#### TASK DIRECTIONS
Please, without the pictures, retype exactly the lines from the start of the material through the line that holds "const columns = 'grid".

#### GIVEN INFORMATION
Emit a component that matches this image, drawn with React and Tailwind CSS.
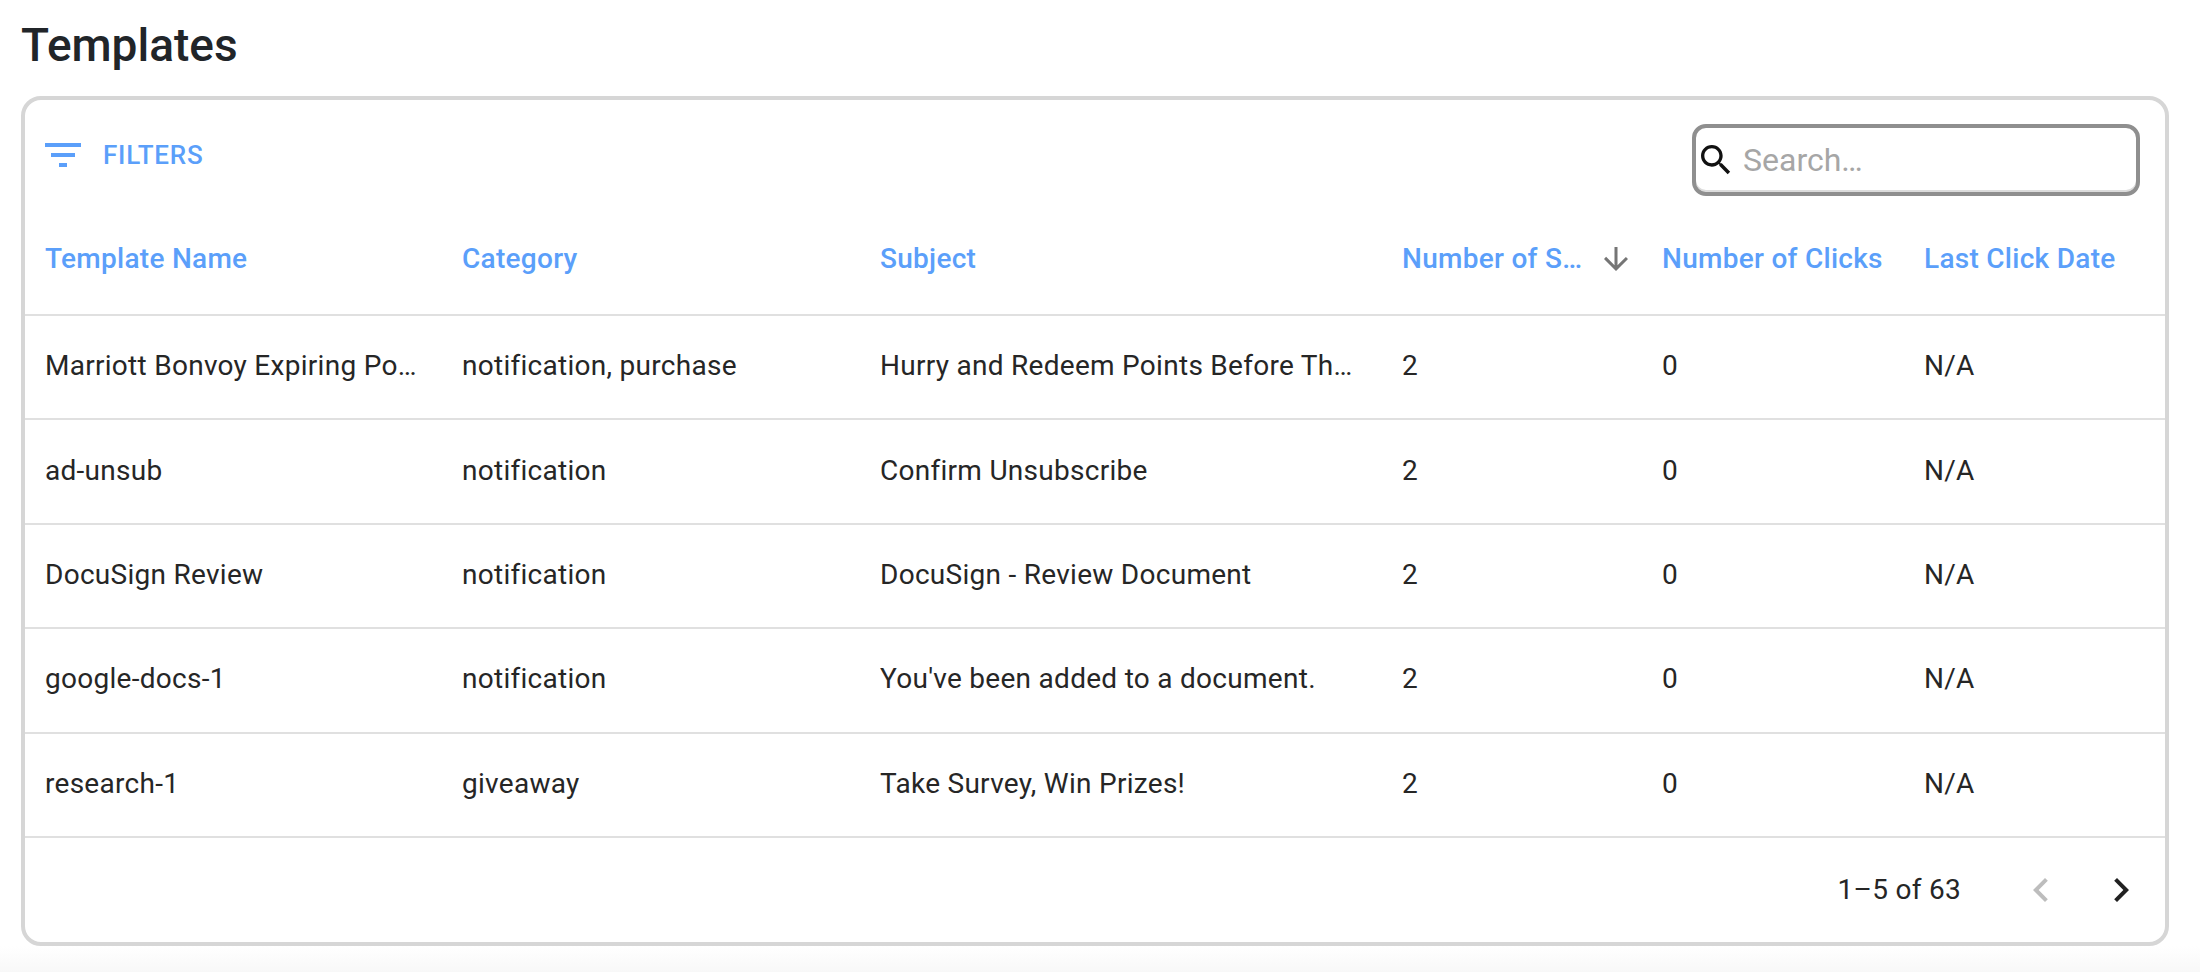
const columns = 'grid grid-cols-[417px_418px_522px_260px_262px_261px]';

const rows = [
  ['Marriott Bonvoy Expiring Points', 'notification, purchase', 'Hurry and Redeem Points Before They Expire', '2', '0', 'N/A'],
  ['ad-unsub', 'notification', 'Confirm Unsubscribe', '2', '0', 'N/A'],
  ['DocuSign Review', 'notification', 'DocuSign - Review Document', '2', '0', 'N/A'],
  ['google-docs-1', 'notification', "You've been added to a document.", '2', '0', 'N/A'],
  ['research-1', 'giveaway', 'Take Survey, Win Prizes!', '2', '0', 'N/A'],
];

function Icon({ d, className }) {
  return (
    <svg viewBox="0 0 24 24" fill="currentColor" className={className}>
      <path d={d} />
    </svg>
  );
}

function HeaderCell({ children, sorted }) {
  return (
    <div className={`flex min-w-0 items-center pl-5 pt-[2px] ${sorted ? 'pr-[8px]' : 'pr-5'}`}>
      <span className="truncate">{children}</span>
      {sorted && (
        <Icon
          d="M20 12l-1.41-1.41L13 16.17V4h-2v12.17l-5.58-5.59L4 12l8 8 8-8z"
          className="ml-[6px] h-9 w-9 shrink-0 text-[#757575]"
        />
      )}
    </div>
  );
}

export default function App() {
  return (
    <div className="h-[972px] overflow-hidden bg-[linear-gradient(to_bottom,#ffffff_946px,#f8f8f8_972px)] pl-[21px] font-['Roboto',sans-serif] text-[#212121]">
      <h1 className="flex h-[96px] items-center pb-[6px] text-[46px] font-medium leading-none text-[#212529]">Templates</h1>

      <section className="h-[850px] w-[2148px] rounded-[20px] border-4 border-[#d6d6d6] bg-white">
        <div className="flex h-[102px] items-start justify-between pl-[14px] pr-[25px]">
          <button type="button" className="mt-[31px] flex items-center gap-[16px] text-[26px] font-medium uppercase tracking-[0.02857em] text-[#5b9ffa]">
            <Icon d="M10 18h4v-2h-4v2zM3 6v2h18V6H3zm3 7h12v-2H6v2z" className="h-12 w-12" />
            Filters
          </button>
          <div className="mt-[24px] flex h-[72px] w-[448px] items-center rounded-[14px] border-4 border-[#8f8f8f] shadow-[inset_0_-2px_0_#dcdcdc]">
            <Icon
              d="M15.5 14h-.79l-.28-.27C15.41 12.59 16 11.11 16 9.5 16 5.91 13.09 3 9.5 3S3 5.91 3 9.5 5.91 16 9.5 16c1.61 0 3.09-.59 4.23-1.57l.27.28v.79l5 4.99L20.49 19l-4.99-5zm-6 0C7.01 14 5 11.99 5 9.5S7.01 5 9.5 5 14 7.01 14 9.5 11.99 14 9.5 14z"
              className="h-10 w-10 shrink-0 text-[#111111]"
            />
            <span className="ml-[7px] text-[32px] text-[#a6a6a6]">Search…</span>
          </div>
        </div>

        <div className={`${columns} h-[114px] border-b-2 border-[#e0e0e0] text-[28px] font-medium tracking-[0.01em] text-[#5b9ffa]`}>
          <HeaderCell>Template Name</HeaderCell>
          <HeaderCell>Category</HeaderCell>
          <HeaderCell>Subject</HeaderCell>
          <HeaderCell sorted>Number of Sends</HeaderCell>
          <HeaderCell>Number of Clicks</HeaderCell>
          <HeaderCell>Last Click Date</HeaderCell>
        </div>

        {rows.map((row) => (
          <div key={row[0]} className={`${columns} h-[104.4px] border-b-2 border-[#e0e0e0] text-[28px] tracking-[0.01em] text-[#262626]`}>
            {row.map((cell, i) => (
              <div key={i} className="flex min-w-0 items-center px-5 pb-[2px]">
                <span className="truncate">{cell}</span>
              </div>
            ))}
          </div>
        ))}

        <div className="flex h-[104px] items-center justify-end pr-[20px]">
          <span className="text-[28px] tracking-[0.01em] text-[#262626]">1–5 of 63</span>
          <Icon d="M15.41 16.59 10.83 12l4.58-4.59L14 6l-6 6 6 6z" className="ml-[56px] h-12 w-12 text-[#bdbdbd]" />
          <Icon d="M8.59 16.59 13.17 12 8.59 7.41 10 6l6 6-6 6z" className="ml-[32px] h-12 w-12 text-[#212121]" />
        </div>
      </section>
    </div>
  );
}
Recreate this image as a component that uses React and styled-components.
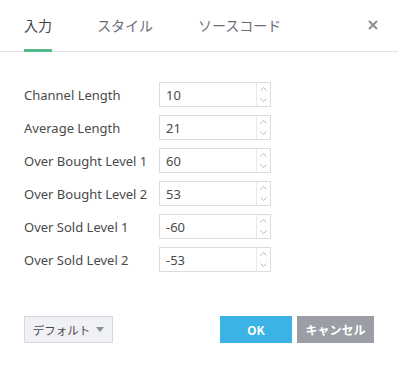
import React from 'react'
import styled, { createGlobalStyle } from 'styled-components'

const Global = createGlobalStyle`
  html, body {
    margin: 0;
    padding: 0;
    background: #fff;
  }
  body {
    font-family: "Noto Sans", "Noto Sans CJK JP", sans-serif;
    color: #4a4a4a;
  }
`

const Dialog = styled.div`
  width: 398px;
  height: 369px;
  display: flex;
  flex-direction: column;
  box-sizing: border-box;
`
const Header = styled.div`
  height: 52px;
  display: flex;
  align-items: stretch;
  padding: 0 20px 0 24px;
  border-bottom: 1px solid #e0e3eb;
  box-sizing: border-box;
`
const Tab = styled.div`
  display: flex;
  align-items: center;
  padding-top: 1px;
  margin-right: ${(p) => p.gap}px;
  font-family: "Noto Sans CJK JP", sans-serif;
  font-size: 14px;
  font-weight: 400;
  color: ${(p) => (p.active ? '#3f4248' : '#6a6d78')};
  border-bottom: 3px solid ${(p) => (p.active ? '#53b987' : 'transparent')};
  margin-bottom: -1px;
`
const Close = styled.div`
  margin-left: auto;
  display: flex;
  align-items: center;
  padding-bottom: 2px;
`
const Body = styled.div`
  padding: 30px 0 0 24px;
  display: flex;
  flex-direction: column;
  gap: 8px;
`
const Row = styled.div`
  display: flex;
  align-items: center;
  height: 25px;
`
const Label = styled.div`
  width: 135px;
  font-size: 13px;
  color: #4a4a4a;
`
const Input = styled.div`
  width: 112px;
  height: 25px;
  box-sizing: border-box;
  border: 1px solid #d9dce3;
  display: flex;
`
const Value = styled.div`
  flex: 1;
  display: flex;
  align-items: center;
  padding-left: 6px;
  font-size: 13px;
  color: #4a4a4a;
`
const Spin = styled.div`
  width: 13px;
  border-left: 1px solid #e6e8ee;
  display: flex;
  flex-direction: column;
`
const Arrow = styled.div`
  flex: 1;
  display: flex;
  align-items: center;
  justify-content: center;
`
const Footer = styled.div`
  margin-top: auto;
  height: 53px;
  display: flex;
  align-items: flex-start;
  padding: 0 24px;
`
const Default = styled.div`
  width: 89px;
  height: 27px;
  box-sizing: border-box;
  border: 1px solid #d5d8df;
  background: #f0f1f5;
  display: flex;
  align-items: center;
  justify-content: center;
  gap: 6px;
  font-family: "Noto Sans CJK JP", sans-serif;
  font-size: 11.5px;
  color: #4a4a4a;
`
const Caret = styled.span`
  width: 0;
  height: 0;
  border-left: 4px solid transparent;
  border-right: 4px solid transparent;
  border-top: 5px solid #8a8d96;
`
const Button = styled.div`
  height: 27px;
  width: ${(p) => p.w}px;
  margin-left: ${(p) => p.ml || 0}px;
  background: ${(p) => p.bg};
  color: #fff;
  display: flex;
  align-items: center;
  justify-content: center;
  font-family: "Noto Sans CJK JP", sans-serif;
  font-weight: bold;
  font-size: 12px;
`

const rows = [
  ['Channel Length', '10'],
  ['Average Length', '21'],
  ['Over Bought Level 1', '60'],
  ['Over Bought Level 2', '53'],
  ['Over Sold Level 1', '-60'],
  ['Over Sold Level 2', '-53'],
]

function Chevron({ up }) {
  return (
    <svg width="7" height="4" viewBox="0 0 7 4">
      <path
        d={up ? 'M0.5 3.5 L3.5 0.5 L6.5 3.5' : 'M0.5 0.5 L3.5 3.5 L6.5 0.5'}
        fill="none"
        stroke="#b4b8c2"
        strokeWidth="1"
      />
    </svg>
  )
}

export default function App() {
  return (
    <Dialog>
      <Global />
      <Header>
        <Tab active gap={45}>入力</Tab>
        <Tab gap={45}>スタイル</Tab>
        <Tab gap={0}>ソースコード</Tab>
        <Close>
          <svg width="10" height="10" viewBox="0 0 10 10">
            <path d="M1 1 L9 9 M9 1 L1 9" stroke="#8a8d96" strokeWidth="2" />
          </svg>
        </Close>
      </Header>
      <Body>
        {rows.map(([label, value]) => (
          <Row key={label}>
            <Label>{label}</Label>
            <Input>
              <Value>{value}</Value>
              <Spin>
                <Arrow><Chevron up /></Arrow>
                <Arrow><Chevron /></Arrow>
              </Spin>
            </Input>
          </Row>
        ))}
      </Body>
      <Footer>
        <Default>
          デフォルト <Caret />
        </Default>
        <Button w={72} bg="#3bb3e4" style={{ marginLeft: 'auto' }}>OK</Button>
        <Button w={77} ml={5} bg="#9b9ea5">キャンセル</Button>
      </Footer>
    </Dialog>
  )
}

#### ANSWER
Emit a component that matches this image, drawn with React and Tailwind CSS.
const columns = 'grid grid-cols-[417px_418px_522px_260px_262px_261px]';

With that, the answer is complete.